What is the number of lines containing "index"? Give only that number.

--

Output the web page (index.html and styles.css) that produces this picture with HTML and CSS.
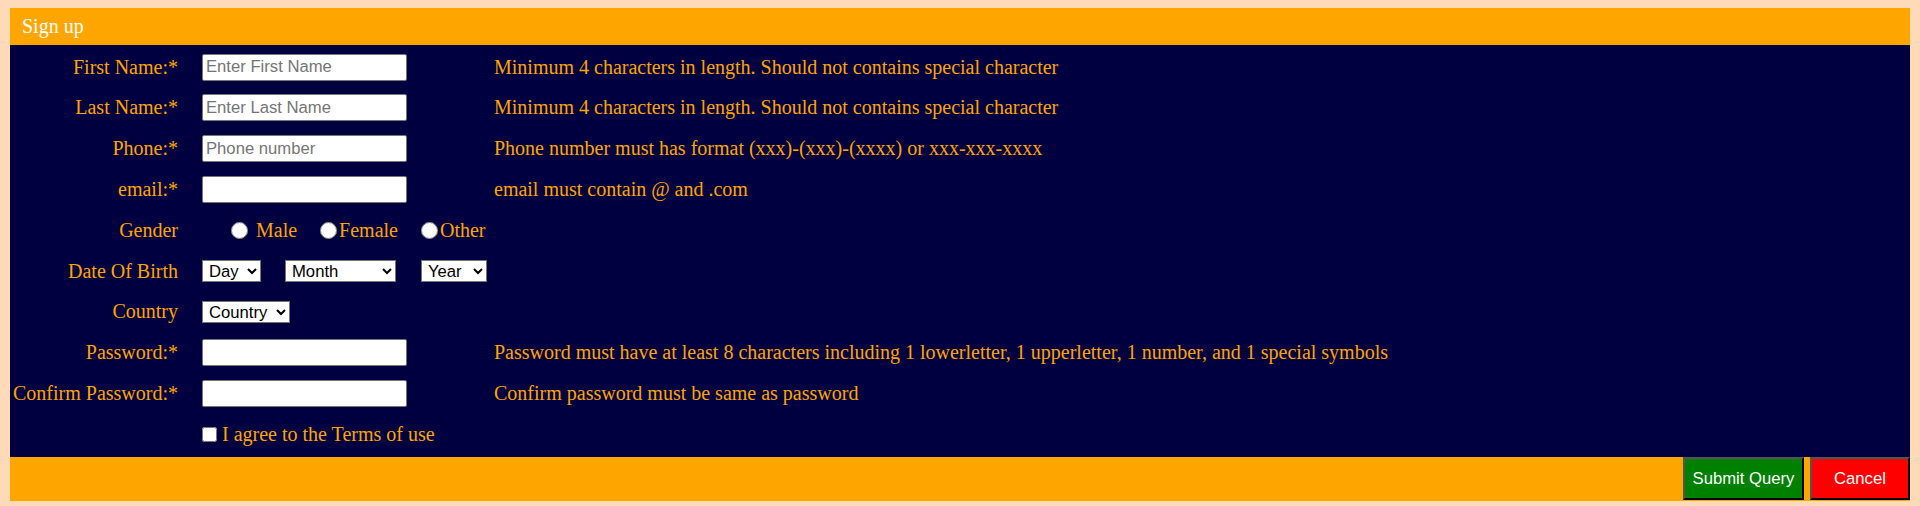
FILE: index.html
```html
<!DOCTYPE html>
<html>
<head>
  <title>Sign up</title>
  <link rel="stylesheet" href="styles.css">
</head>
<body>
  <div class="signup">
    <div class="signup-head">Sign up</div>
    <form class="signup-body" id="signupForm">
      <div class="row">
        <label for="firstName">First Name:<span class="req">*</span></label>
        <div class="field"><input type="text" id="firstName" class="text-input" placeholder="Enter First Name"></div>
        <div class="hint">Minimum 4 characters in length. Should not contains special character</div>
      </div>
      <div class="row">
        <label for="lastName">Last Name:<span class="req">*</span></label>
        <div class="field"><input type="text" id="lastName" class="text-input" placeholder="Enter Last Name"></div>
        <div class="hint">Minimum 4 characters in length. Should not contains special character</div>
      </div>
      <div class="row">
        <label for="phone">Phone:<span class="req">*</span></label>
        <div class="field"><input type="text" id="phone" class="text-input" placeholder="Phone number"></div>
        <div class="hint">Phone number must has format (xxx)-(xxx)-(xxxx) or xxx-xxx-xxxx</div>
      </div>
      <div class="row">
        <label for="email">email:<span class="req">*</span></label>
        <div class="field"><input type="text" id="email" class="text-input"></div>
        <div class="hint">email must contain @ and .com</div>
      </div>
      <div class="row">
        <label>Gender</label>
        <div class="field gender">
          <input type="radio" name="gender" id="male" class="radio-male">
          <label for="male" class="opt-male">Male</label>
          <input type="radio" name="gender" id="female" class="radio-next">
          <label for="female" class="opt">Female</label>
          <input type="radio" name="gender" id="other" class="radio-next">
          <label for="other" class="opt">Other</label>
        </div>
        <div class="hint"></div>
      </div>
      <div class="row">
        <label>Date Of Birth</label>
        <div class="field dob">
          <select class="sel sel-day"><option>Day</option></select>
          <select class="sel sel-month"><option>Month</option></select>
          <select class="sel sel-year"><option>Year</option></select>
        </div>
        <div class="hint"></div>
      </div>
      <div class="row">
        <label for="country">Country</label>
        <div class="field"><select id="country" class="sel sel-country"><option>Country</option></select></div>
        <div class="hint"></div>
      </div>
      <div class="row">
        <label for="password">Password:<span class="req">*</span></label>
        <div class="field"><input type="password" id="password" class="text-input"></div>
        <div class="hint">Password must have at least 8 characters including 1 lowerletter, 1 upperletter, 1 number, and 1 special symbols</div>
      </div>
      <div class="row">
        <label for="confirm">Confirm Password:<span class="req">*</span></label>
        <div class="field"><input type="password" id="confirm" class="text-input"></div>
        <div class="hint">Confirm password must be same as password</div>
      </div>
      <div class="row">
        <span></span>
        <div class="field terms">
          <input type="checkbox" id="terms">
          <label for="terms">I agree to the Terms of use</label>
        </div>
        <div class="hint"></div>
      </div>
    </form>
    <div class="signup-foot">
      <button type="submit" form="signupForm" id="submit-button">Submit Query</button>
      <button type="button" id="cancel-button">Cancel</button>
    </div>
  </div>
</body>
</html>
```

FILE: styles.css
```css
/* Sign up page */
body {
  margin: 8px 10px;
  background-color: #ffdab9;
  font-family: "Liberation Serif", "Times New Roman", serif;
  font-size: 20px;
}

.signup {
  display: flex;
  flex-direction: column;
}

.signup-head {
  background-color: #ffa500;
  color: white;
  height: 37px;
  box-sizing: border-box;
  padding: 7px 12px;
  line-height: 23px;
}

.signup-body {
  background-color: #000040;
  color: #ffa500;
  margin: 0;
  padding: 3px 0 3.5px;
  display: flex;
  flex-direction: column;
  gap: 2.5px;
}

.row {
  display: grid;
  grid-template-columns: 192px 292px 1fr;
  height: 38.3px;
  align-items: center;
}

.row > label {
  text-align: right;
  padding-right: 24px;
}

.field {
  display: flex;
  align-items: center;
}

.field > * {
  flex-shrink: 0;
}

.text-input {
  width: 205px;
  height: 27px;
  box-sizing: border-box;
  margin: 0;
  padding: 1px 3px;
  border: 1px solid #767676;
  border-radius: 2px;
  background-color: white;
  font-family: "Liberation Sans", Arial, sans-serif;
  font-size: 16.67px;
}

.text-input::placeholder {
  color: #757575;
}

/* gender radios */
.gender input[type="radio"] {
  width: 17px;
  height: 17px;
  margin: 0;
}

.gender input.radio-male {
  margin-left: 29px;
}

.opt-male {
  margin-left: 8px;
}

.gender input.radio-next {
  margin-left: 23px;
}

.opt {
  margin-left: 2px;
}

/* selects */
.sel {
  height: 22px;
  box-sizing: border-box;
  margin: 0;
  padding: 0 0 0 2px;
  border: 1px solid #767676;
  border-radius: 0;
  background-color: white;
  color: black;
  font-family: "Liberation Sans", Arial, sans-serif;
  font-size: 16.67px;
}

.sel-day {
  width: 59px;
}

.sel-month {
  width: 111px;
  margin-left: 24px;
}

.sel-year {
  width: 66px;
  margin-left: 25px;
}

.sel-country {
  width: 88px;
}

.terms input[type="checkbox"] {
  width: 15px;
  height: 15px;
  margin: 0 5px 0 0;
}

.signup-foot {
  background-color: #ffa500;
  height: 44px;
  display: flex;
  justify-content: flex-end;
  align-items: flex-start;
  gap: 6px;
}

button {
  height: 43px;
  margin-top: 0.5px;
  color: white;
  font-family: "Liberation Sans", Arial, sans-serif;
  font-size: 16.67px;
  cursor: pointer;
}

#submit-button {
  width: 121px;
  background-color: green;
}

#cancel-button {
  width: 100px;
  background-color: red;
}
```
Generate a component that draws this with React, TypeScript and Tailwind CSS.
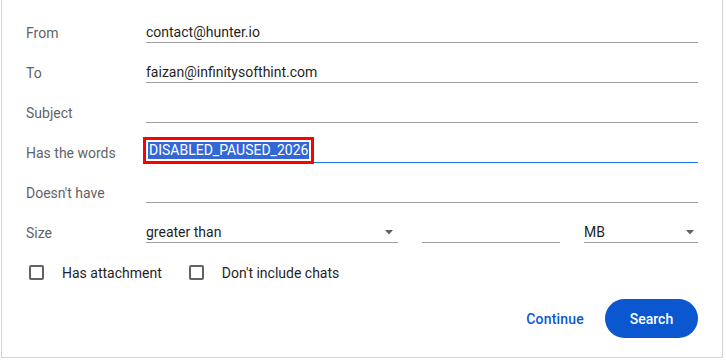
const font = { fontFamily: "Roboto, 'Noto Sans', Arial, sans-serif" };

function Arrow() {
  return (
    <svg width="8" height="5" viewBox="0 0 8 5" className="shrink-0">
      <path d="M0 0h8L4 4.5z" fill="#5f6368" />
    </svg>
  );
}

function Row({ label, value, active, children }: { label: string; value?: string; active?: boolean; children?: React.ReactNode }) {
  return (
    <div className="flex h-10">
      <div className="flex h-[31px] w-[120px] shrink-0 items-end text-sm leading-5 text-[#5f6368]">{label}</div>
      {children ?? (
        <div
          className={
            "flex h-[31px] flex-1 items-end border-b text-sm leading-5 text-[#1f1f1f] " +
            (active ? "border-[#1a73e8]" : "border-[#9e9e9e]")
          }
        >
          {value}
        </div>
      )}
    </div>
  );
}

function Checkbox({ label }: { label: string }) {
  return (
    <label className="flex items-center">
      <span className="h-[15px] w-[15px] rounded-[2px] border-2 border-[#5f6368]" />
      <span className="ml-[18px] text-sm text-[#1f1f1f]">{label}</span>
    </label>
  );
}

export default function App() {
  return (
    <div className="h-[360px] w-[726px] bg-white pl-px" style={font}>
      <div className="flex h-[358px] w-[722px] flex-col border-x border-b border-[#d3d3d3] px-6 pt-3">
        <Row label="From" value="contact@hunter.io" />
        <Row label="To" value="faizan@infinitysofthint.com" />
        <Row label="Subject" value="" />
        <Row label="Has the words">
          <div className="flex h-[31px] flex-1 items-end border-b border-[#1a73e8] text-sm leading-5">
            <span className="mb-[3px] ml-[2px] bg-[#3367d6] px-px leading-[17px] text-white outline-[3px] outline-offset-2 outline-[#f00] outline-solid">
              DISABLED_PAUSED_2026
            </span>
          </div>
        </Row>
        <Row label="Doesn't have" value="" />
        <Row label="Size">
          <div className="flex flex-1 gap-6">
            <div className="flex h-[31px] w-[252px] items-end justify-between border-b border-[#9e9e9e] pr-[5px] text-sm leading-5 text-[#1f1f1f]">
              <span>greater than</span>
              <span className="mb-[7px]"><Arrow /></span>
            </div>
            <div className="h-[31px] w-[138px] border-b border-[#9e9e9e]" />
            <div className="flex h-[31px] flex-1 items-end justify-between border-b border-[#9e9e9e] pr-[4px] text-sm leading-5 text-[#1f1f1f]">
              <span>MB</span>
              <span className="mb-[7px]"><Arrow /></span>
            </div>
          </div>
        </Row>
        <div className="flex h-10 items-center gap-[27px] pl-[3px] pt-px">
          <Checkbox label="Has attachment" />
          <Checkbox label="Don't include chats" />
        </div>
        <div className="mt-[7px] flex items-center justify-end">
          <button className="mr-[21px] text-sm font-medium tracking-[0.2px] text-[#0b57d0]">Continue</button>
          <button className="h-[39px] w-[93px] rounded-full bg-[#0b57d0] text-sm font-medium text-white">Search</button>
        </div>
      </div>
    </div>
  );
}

--

§ **RESPONSE**
2